The optical simulation also helped determine where to invest engineering resources. Some mirror fabrication tolerances were tighter than others. By simulating the optical impact of different tolerances, engineers could identify which specifications really mattered for performance and where they could relax tolerances to reduce cost. This is the kind of optimization that only simulation enables at scale.
Atmospheric Conditions: Simulating the Atmosphere from 2,600 Meters
The GMT will be located at Las Campanas Observatory in Chile, at an elevation of 2,600 meters. The site was chosen for its exceptionally clear, stable atmosphere. But "stable" is relative. Even at this excellent site, the atmosphere causes problems. Turbulence causes wavefront distortion. Water vapor absorbs some wavelengths. Aerosols scatter light. Temperature variations create refraction.
Unreal Engine's simulation capabilities allowed engineers to model atmospheric effects based on real data collected from the site over many years. They could simulate what the telescope would experience on a typical clear night, on a very poor night, during high wind conditions, and during rapid temperature changes.
This atmospheric simulation was crucial for validating the adaptive optics system that GMT will use. Adaptive optics applies a deformable secondary mirror to correct for atmospheric distortion in real time. It's a complex system that must measure atmospheric distortion and apply corrections hundreds of times per second. The question is: how well must it work? How many photons must be lost to atmospheric effects before the science becomes impossible?
By simulating thousands of realistic atmospheric scenarios, engineers could determine the performance requirements for the adaptive optics system. They could test different control algorithms and see which ones provided the best correction under various conditions. They could identify failure modes—what happens if the deformable mirror gets stuck, or if the control system becomes unstable?
The simulation also revealed that atmospheric conditions change predictably based on time of year, time of night, and weather patterns. This informed decisions about when to schedule specific observations and how to configure the adaptive optics system for maximum performance.
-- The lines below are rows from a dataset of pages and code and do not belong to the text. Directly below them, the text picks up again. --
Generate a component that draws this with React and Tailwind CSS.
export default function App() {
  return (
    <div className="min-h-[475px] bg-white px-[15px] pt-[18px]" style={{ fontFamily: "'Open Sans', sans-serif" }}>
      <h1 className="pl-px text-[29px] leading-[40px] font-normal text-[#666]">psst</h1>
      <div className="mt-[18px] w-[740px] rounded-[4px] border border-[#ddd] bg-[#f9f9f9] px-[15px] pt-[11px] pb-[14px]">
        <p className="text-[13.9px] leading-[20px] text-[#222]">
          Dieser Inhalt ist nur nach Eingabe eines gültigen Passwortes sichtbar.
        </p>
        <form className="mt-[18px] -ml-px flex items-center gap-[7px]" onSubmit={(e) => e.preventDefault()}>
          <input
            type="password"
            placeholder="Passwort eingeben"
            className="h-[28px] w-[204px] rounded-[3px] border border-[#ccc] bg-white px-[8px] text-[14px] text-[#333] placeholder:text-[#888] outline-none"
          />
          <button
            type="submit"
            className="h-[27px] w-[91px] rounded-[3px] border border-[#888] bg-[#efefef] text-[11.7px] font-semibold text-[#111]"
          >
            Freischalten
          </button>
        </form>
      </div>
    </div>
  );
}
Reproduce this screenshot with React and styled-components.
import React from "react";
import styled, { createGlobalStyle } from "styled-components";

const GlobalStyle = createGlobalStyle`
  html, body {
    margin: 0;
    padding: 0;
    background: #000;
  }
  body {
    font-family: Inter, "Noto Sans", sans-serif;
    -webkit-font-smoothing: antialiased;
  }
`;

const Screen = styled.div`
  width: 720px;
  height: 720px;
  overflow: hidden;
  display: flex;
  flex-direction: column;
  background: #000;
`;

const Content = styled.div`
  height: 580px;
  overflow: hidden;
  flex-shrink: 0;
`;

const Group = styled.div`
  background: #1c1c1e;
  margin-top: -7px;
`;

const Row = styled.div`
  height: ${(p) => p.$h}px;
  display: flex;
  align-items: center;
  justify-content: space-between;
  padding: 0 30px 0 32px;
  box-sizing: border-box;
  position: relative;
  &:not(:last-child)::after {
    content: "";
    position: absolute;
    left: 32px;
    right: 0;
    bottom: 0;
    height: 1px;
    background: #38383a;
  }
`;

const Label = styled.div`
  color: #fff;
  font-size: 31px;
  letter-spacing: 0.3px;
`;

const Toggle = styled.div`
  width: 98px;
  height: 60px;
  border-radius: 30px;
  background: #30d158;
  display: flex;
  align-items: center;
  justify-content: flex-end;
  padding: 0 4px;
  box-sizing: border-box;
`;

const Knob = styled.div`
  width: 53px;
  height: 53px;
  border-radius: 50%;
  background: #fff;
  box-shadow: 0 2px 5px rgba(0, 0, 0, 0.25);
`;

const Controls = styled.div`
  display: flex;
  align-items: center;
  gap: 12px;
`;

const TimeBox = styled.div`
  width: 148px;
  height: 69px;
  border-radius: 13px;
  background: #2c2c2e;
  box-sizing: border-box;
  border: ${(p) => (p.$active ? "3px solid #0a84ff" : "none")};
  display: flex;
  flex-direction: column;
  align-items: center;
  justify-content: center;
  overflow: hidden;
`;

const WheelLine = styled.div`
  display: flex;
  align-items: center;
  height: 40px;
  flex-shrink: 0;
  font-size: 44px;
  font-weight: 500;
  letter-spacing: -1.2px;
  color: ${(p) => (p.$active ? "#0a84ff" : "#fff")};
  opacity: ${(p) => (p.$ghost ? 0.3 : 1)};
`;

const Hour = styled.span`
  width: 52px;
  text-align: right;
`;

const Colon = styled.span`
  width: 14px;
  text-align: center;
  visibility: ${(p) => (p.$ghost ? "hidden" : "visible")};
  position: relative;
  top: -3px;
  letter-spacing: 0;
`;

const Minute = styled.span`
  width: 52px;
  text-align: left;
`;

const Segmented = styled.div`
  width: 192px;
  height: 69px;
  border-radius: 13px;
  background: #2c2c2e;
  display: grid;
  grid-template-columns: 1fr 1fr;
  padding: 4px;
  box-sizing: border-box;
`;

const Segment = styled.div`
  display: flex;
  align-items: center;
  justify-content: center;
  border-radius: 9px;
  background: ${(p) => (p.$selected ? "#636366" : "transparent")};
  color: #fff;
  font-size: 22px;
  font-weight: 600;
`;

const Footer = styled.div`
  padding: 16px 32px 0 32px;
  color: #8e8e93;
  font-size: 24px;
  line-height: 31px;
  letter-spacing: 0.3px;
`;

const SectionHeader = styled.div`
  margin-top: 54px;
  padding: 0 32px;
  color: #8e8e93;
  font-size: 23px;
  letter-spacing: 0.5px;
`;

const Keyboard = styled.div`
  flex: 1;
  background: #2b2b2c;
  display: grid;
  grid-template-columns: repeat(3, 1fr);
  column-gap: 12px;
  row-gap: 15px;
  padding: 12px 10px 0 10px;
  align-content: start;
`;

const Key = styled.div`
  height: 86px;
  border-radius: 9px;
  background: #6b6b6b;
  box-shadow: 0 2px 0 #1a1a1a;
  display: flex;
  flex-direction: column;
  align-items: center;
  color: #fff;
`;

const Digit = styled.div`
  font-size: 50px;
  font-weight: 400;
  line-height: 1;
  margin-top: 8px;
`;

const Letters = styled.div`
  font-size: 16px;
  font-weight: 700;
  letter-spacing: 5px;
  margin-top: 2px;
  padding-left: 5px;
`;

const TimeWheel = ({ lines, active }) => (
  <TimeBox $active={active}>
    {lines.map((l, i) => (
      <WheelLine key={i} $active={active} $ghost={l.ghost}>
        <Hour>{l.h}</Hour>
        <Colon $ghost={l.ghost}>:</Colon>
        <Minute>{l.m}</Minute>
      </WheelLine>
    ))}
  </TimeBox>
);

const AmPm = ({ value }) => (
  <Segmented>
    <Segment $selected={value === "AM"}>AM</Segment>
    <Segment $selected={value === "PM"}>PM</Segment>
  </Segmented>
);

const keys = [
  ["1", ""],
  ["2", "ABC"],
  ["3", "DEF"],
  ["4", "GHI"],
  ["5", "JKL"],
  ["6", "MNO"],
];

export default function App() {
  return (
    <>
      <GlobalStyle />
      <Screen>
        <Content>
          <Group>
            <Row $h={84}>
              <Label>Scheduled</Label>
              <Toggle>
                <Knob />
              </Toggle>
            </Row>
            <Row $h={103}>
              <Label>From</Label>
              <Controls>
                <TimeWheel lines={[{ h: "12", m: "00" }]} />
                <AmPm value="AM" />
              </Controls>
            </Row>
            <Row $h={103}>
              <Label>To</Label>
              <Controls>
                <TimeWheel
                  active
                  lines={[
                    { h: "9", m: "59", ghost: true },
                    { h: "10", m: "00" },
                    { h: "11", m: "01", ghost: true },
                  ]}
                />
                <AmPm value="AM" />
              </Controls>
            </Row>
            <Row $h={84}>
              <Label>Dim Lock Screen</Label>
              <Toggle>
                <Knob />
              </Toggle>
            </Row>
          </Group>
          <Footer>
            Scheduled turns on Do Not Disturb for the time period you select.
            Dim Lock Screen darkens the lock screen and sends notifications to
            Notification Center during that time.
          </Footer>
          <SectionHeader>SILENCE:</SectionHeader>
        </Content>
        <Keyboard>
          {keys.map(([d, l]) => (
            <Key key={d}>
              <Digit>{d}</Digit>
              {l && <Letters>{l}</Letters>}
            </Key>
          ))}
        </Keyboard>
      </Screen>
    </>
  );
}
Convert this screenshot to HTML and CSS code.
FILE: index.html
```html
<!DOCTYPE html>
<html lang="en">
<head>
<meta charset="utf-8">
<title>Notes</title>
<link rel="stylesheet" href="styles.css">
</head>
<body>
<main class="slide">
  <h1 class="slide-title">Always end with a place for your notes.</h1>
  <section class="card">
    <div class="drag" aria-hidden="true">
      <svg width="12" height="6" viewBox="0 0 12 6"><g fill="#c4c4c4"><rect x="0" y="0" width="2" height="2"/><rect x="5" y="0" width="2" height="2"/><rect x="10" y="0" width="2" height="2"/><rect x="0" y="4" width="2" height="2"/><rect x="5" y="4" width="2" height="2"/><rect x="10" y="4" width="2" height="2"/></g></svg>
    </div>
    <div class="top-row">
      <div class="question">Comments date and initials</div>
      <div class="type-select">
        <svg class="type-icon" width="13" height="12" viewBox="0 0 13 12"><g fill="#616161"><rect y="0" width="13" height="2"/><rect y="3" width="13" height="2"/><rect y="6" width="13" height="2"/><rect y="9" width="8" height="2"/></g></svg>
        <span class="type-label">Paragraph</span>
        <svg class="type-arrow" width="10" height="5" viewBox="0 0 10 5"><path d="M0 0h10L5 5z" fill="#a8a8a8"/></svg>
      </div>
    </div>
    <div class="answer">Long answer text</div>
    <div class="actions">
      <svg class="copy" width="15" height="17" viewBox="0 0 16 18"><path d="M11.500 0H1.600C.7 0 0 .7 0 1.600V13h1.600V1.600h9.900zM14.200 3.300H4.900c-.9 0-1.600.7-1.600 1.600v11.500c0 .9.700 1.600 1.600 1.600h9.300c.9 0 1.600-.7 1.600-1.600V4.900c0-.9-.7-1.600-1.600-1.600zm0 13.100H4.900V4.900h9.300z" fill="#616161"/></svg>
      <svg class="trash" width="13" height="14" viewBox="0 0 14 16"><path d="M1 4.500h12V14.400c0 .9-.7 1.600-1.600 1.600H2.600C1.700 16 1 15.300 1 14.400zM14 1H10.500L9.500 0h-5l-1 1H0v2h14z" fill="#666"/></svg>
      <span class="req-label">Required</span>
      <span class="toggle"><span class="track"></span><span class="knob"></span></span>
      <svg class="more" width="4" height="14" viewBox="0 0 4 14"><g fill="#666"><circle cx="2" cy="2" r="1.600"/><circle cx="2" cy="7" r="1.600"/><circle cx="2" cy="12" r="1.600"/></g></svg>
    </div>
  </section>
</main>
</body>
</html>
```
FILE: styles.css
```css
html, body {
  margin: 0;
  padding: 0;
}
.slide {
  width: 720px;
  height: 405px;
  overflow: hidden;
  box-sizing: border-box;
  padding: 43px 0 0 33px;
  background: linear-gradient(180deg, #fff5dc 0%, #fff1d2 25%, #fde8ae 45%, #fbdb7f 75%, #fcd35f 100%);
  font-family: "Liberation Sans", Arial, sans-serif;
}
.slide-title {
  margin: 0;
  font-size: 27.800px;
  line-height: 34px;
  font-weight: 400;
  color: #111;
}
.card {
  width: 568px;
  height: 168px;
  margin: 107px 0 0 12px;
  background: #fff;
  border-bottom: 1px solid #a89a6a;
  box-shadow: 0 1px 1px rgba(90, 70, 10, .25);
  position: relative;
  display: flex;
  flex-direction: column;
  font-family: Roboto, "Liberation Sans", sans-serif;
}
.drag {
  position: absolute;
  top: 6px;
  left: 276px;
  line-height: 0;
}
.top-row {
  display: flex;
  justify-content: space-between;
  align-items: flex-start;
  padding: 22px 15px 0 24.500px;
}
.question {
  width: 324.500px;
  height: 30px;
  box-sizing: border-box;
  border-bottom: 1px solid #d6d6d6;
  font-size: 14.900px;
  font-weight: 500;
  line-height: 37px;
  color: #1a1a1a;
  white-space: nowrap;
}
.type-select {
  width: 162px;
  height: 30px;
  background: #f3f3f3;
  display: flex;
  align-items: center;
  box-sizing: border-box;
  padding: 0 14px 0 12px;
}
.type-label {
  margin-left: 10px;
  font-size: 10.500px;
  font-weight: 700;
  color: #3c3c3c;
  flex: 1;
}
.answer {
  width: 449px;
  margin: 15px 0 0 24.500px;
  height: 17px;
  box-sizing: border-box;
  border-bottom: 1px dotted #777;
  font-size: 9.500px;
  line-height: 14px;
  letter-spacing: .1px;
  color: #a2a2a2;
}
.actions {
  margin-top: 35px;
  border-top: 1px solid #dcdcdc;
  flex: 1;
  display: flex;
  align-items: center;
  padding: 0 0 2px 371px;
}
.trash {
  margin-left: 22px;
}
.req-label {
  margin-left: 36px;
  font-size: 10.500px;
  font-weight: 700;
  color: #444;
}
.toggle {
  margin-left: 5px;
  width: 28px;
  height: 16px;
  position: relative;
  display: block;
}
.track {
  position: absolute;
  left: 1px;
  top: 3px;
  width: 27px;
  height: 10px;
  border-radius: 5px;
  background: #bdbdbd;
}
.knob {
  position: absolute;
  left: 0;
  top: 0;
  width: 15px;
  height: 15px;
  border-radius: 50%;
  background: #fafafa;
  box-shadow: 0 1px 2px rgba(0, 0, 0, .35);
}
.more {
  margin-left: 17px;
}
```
Estimated data shows wind has the highest impact on telescope alignment stability, requiring robust control systems.
Structural Dynamics: The Challenge of a Moving Monument
The GMT structure will weigh approximately 2,000 tons. That's as much as five fully loaded 747 aircraft. Imagine building a structure that massive to micron-level precision tolerances. Gravity alone causes problems. Different parts of the structure experience different gravitational loading as the telescope points in different directions.
When the telescope points near the horizon, the primary mirror experiences significant gravitational sag. The control system must compensate for this deformation. When the telescope points overhead, the loading is different. The structural deformations change. The optical system must compensate for these changes.
Adding to the complexity: the structure oscillates. When you move a massive structure, it rings like a bell. The optical and structural systems are coupled—if the structure oscillates, the mirrors move, and image quality degrades. But if the control system tries to dampen these oscillations too aggressively, it can create instability and make things worse.
BOB let engineers analyze the structural dynamic characteristics of the design before construction. They could calculate the natural frequencies of oscillation and identify resonances. They could test whether the control system would interact poorly with these resonances. They could validate structural modifications that reduced unwanted oscillations.
The simulation revealed that certain design choices significantly improved structural damping. For instance, the routing of fluid lines, the placement of machinery, and even the design of cable trays affected how vibrations propagated through the structure. These seemingly minor design details, identified through simulation, probably prevented problems that might otherwise have emerged during commissioning.
Structural finite element analysis is standard in engineering, but integrating it with optical simulation and control system simulation is unusual. This holistic simulation approach was essential because the optical performance depends intimately on structural behavior. A structural resonance that seemed acceptable in isolation could prove disastrous when the control system tried to actively maintain optical alignment.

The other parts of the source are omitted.